_Problem to work on_. Locate every line in the records below that contains the word "with", and copy each one.

[Pages as source code]

━━━━

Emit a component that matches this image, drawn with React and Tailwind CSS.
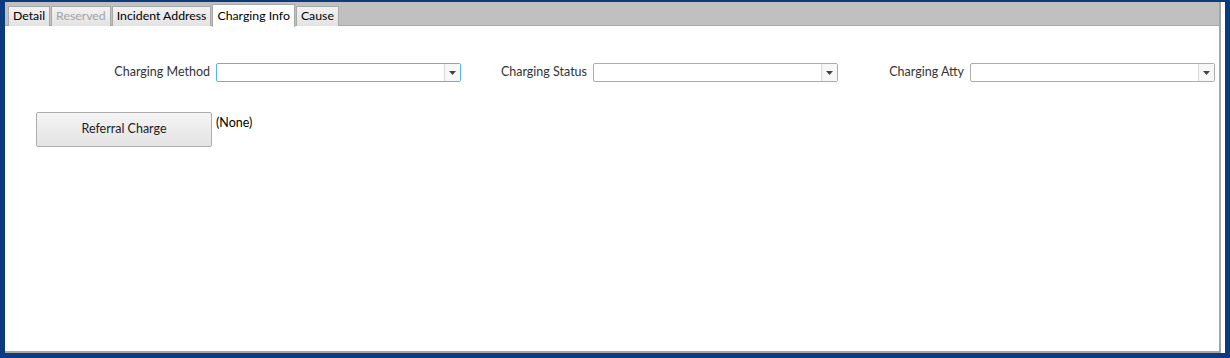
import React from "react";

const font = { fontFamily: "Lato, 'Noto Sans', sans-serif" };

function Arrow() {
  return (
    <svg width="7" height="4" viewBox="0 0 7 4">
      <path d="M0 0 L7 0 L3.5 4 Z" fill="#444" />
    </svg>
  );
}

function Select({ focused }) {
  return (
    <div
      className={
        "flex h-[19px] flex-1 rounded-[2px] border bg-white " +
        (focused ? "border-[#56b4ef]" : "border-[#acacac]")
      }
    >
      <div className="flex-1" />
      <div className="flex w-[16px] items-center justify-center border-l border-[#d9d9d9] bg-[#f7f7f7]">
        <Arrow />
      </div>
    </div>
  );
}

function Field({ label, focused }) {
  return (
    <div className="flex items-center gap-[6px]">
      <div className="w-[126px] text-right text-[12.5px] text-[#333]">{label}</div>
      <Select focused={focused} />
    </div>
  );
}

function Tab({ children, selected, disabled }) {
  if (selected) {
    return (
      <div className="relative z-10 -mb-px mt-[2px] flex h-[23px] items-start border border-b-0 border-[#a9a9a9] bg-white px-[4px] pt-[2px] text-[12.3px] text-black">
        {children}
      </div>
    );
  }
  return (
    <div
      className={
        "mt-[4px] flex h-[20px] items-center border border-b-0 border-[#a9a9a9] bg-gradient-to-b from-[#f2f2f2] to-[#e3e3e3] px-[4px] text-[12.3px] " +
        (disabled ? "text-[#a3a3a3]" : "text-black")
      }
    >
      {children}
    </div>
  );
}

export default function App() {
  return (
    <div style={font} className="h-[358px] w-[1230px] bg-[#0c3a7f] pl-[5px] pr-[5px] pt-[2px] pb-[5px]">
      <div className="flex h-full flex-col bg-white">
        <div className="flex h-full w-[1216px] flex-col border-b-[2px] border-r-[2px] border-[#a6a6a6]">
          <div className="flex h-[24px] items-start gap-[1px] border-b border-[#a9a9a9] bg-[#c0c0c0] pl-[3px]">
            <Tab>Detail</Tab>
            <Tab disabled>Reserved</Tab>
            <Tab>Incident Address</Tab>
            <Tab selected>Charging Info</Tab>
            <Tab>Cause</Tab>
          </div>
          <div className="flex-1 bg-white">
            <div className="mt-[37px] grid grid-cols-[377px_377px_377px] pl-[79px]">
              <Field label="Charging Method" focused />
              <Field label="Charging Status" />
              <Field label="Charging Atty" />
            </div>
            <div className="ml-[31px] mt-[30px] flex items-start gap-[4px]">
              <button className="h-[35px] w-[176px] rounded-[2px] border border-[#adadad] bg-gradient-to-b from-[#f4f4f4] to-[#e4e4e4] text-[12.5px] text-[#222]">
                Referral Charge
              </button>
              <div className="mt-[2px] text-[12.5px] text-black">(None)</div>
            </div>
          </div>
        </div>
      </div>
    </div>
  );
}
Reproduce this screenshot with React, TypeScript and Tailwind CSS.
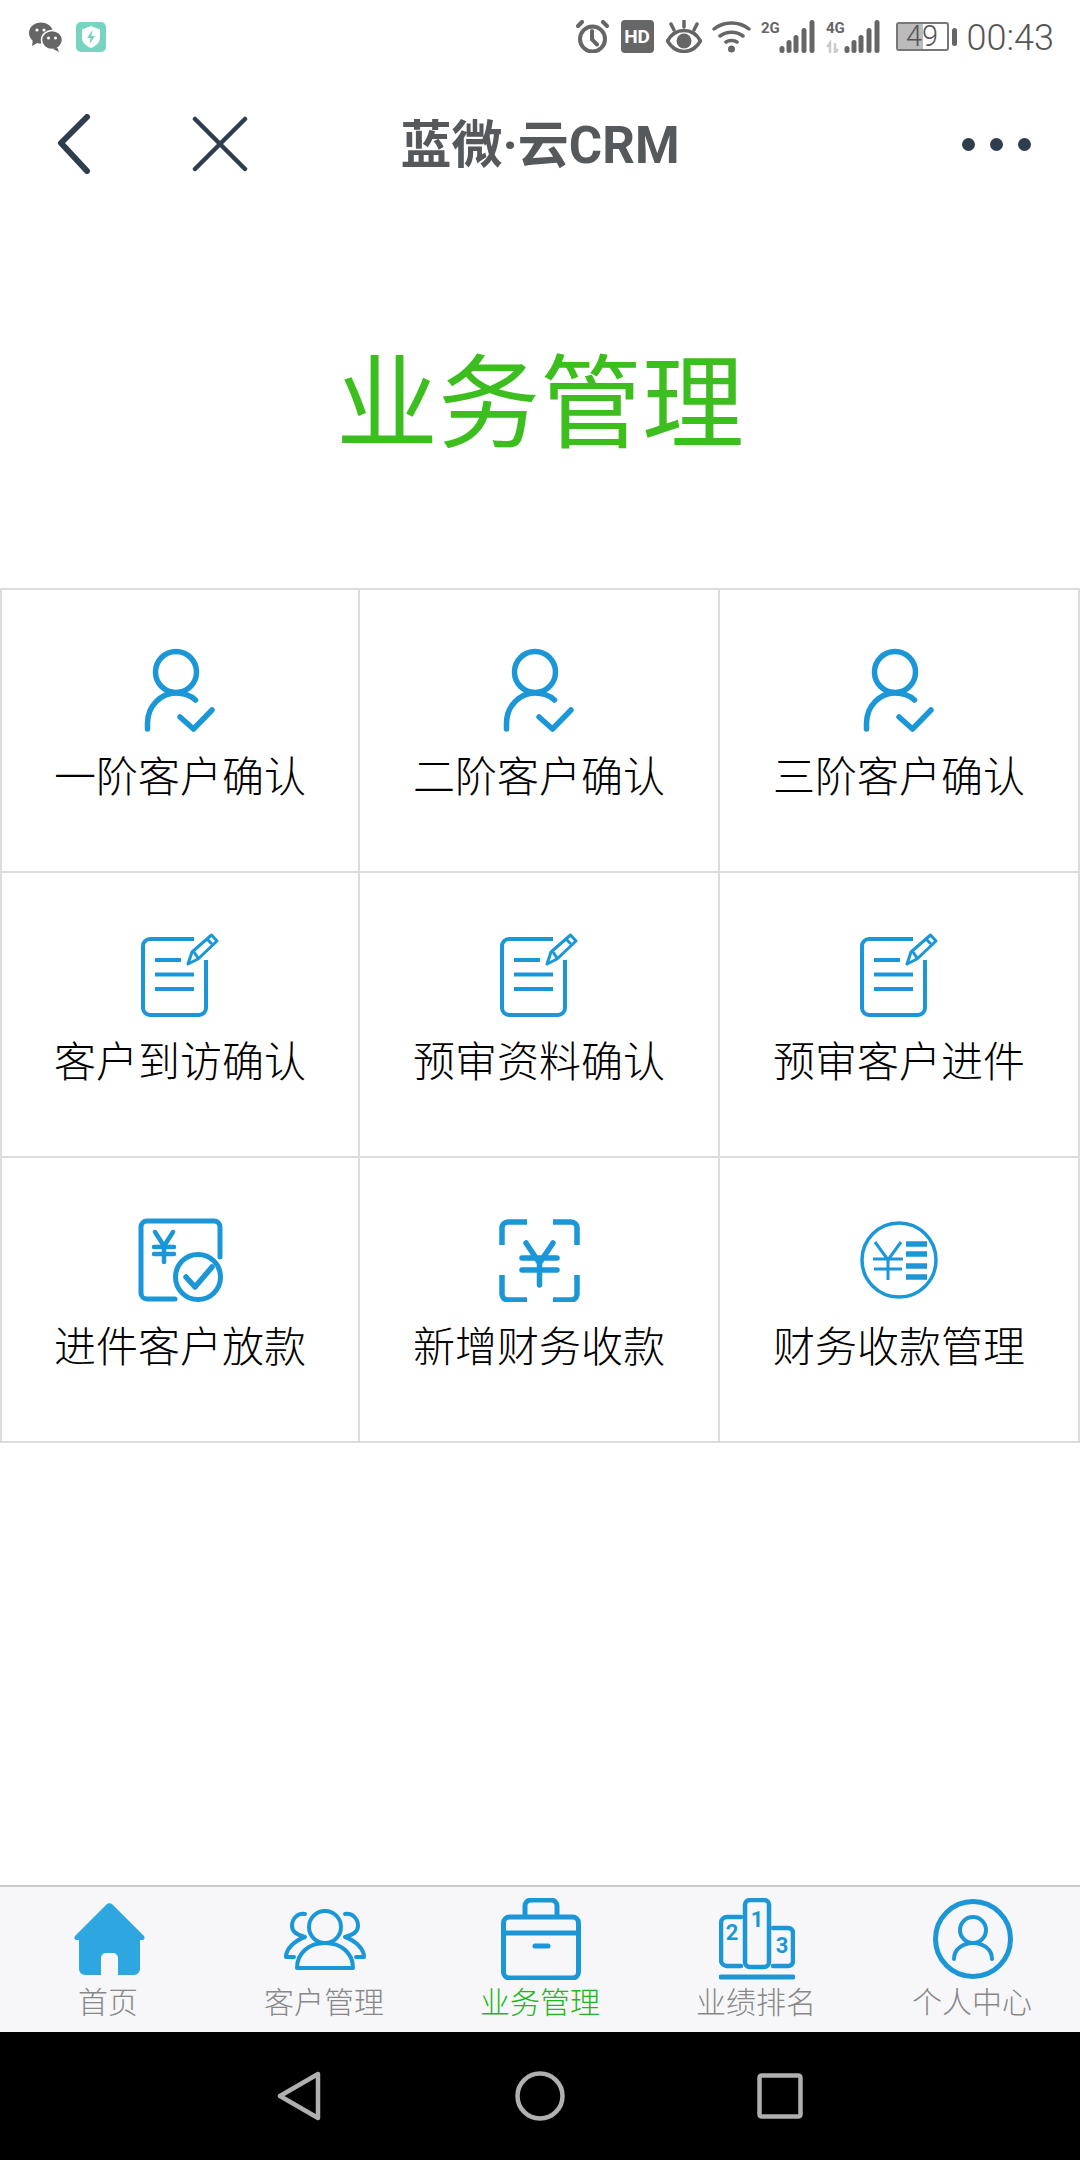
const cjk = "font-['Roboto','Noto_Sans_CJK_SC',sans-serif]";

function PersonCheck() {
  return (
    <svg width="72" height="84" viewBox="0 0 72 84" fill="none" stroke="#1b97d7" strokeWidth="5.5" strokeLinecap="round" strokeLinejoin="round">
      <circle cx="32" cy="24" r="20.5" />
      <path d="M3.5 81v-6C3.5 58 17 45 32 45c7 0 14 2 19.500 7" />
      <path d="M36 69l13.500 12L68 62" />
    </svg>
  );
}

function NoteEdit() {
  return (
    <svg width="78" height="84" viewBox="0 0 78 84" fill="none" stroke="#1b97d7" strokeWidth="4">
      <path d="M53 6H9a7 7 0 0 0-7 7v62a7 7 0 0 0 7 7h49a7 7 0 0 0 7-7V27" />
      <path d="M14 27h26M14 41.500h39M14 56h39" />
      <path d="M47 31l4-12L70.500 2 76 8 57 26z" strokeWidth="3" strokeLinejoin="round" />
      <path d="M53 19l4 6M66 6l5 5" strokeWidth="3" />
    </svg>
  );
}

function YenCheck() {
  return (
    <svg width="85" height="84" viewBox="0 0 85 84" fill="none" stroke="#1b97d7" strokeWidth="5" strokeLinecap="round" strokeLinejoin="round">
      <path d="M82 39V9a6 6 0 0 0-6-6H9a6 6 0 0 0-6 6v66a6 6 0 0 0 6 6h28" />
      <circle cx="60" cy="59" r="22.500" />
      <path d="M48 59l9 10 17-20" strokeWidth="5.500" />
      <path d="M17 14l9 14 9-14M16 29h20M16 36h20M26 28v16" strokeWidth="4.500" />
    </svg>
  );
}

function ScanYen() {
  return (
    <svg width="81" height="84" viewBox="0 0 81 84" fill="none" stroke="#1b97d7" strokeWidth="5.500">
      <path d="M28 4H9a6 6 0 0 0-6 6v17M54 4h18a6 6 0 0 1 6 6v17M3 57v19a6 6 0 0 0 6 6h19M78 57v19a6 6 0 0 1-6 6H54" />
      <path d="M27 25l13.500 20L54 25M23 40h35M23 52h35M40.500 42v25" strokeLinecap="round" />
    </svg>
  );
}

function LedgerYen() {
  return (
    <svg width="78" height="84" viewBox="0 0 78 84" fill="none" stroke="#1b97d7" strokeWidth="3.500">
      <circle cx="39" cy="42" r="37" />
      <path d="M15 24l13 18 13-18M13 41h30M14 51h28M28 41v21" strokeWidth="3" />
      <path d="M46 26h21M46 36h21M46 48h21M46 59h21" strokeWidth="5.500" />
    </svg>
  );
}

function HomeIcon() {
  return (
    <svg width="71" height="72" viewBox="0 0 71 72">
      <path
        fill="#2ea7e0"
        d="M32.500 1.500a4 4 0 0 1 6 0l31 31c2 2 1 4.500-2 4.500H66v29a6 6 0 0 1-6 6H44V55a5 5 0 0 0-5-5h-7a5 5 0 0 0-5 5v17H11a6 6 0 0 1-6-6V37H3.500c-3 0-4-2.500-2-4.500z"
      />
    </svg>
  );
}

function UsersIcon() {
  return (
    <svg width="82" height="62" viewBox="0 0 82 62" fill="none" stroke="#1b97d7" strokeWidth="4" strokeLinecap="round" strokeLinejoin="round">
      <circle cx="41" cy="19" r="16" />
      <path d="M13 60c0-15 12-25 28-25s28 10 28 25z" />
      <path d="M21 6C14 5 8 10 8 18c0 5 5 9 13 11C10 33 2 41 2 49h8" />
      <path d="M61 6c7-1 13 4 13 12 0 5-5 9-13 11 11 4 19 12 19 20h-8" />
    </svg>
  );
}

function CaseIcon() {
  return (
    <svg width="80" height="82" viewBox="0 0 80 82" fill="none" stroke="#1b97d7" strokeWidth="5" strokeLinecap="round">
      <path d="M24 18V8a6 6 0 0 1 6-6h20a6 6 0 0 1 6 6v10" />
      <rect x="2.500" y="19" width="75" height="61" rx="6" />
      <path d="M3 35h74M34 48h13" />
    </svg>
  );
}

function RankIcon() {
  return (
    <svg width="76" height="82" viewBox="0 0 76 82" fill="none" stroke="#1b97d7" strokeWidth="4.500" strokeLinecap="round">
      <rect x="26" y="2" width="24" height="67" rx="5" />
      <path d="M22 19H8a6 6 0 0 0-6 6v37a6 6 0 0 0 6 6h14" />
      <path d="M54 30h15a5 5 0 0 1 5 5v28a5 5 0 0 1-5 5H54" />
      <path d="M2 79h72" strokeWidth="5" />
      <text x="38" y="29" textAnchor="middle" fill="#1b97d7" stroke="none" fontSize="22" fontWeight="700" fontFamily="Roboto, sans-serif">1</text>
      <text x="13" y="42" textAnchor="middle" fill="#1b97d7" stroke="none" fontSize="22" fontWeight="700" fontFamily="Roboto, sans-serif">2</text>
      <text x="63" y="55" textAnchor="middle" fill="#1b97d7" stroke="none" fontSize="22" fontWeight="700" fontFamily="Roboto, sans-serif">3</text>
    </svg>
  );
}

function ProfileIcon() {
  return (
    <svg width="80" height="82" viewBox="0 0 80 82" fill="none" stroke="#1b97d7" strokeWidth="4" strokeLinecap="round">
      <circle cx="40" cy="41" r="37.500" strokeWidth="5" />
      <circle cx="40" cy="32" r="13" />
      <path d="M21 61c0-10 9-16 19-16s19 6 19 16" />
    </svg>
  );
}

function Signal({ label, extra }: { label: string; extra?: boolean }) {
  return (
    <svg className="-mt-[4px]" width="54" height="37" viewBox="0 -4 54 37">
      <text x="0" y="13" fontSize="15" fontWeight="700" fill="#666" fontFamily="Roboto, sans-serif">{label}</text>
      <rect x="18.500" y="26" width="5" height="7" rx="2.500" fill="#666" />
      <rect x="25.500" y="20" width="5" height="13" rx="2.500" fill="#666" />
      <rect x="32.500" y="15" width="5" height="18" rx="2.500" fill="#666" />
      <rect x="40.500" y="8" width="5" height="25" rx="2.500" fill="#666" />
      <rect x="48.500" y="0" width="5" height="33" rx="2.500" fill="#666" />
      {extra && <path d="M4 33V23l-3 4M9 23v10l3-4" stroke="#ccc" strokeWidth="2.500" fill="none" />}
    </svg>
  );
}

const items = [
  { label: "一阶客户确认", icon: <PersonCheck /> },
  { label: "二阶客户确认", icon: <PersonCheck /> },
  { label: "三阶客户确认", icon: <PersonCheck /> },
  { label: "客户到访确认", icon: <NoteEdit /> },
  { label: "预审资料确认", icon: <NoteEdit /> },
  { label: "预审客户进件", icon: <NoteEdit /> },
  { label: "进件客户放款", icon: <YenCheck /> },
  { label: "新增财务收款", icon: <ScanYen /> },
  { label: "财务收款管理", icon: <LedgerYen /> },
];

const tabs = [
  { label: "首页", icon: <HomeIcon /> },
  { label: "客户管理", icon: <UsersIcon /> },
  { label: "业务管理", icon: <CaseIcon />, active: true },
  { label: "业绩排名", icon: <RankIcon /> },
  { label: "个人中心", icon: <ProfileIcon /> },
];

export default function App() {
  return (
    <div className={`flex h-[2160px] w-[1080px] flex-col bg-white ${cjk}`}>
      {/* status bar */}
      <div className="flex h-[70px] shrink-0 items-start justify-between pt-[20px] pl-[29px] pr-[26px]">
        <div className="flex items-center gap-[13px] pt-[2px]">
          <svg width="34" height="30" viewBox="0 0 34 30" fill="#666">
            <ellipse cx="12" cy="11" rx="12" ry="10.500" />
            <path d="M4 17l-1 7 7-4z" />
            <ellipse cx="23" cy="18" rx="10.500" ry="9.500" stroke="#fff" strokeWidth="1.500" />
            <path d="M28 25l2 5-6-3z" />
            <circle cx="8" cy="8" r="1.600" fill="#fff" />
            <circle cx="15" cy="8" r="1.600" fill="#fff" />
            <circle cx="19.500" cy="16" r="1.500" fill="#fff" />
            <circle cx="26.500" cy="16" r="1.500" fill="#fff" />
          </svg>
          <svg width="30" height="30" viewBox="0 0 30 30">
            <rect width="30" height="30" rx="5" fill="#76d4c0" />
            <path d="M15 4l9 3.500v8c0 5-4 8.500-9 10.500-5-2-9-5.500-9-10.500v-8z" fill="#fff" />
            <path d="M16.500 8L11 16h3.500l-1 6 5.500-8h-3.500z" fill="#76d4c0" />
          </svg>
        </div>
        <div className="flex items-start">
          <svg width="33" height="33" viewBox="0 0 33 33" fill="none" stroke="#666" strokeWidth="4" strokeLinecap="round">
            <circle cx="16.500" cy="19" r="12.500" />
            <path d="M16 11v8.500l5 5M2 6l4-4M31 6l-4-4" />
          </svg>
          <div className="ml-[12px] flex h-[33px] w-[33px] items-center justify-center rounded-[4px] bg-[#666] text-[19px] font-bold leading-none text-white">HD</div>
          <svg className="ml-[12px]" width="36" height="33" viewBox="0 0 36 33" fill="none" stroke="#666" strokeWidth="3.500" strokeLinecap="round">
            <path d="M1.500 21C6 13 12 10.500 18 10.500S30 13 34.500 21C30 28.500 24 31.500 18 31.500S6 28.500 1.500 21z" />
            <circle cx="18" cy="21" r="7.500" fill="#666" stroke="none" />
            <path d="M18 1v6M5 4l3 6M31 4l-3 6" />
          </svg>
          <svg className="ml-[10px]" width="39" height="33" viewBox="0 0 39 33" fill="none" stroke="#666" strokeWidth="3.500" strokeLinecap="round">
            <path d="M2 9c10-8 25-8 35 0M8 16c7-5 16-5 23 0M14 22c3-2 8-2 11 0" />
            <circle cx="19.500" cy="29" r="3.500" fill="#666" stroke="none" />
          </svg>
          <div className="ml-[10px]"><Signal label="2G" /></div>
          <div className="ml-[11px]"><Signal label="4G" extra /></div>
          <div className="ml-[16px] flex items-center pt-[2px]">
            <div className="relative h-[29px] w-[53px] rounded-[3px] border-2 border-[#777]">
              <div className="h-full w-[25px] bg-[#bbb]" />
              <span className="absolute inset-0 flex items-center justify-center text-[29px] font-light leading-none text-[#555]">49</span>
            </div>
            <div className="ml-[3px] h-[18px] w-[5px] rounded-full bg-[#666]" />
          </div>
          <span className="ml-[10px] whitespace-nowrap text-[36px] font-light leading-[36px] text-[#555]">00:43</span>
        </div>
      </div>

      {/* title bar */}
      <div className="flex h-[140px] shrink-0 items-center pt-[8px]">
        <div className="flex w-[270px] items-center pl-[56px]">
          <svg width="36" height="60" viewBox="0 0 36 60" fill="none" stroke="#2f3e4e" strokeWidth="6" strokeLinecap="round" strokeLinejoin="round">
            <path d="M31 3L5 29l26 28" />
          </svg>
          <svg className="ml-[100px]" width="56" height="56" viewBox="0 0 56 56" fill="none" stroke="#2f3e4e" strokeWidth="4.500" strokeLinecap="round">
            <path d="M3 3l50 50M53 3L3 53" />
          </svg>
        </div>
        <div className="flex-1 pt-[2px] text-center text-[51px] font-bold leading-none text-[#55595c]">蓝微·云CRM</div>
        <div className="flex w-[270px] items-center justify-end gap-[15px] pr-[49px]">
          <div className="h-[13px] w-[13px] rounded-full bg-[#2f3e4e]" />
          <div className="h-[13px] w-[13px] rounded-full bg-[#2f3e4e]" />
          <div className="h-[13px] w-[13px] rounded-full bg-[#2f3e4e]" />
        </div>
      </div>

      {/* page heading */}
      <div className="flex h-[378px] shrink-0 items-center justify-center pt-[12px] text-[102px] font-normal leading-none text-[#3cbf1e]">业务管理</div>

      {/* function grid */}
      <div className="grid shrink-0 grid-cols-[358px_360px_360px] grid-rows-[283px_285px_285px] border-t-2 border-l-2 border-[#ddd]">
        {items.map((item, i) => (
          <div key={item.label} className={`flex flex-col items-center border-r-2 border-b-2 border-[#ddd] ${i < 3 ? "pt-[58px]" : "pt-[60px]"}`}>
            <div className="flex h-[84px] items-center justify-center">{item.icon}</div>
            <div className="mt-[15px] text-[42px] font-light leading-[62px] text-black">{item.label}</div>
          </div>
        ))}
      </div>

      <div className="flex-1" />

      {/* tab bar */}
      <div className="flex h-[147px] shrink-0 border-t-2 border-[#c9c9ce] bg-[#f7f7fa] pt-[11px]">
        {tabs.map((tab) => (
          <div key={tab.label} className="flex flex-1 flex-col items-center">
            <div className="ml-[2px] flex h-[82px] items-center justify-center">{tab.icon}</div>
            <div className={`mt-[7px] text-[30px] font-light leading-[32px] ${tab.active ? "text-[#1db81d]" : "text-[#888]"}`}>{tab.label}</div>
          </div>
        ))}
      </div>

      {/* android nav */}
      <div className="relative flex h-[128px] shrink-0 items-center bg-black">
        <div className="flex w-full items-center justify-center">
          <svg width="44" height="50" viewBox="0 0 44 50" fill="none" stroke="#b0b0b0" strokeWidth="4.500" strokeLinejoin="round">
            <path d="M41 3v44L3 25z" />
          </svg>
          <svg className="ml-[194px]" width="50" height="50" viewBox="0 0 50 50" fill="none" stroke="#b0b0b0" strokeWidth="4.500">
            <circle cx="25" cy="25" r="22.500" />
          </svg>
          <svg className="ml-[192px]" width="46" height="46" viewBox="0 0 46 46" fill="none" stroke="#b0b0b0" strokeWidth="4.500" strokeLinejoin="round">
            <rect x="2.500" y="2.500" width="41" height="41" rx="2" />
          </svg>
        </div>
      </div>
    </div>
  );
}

━━━━

_Result for this exercise_.
Emit a component that matches this image, drawn with React and Tailwind CSS.
Reproduce this screenshot with React, TypeScript and Tailwind CSS.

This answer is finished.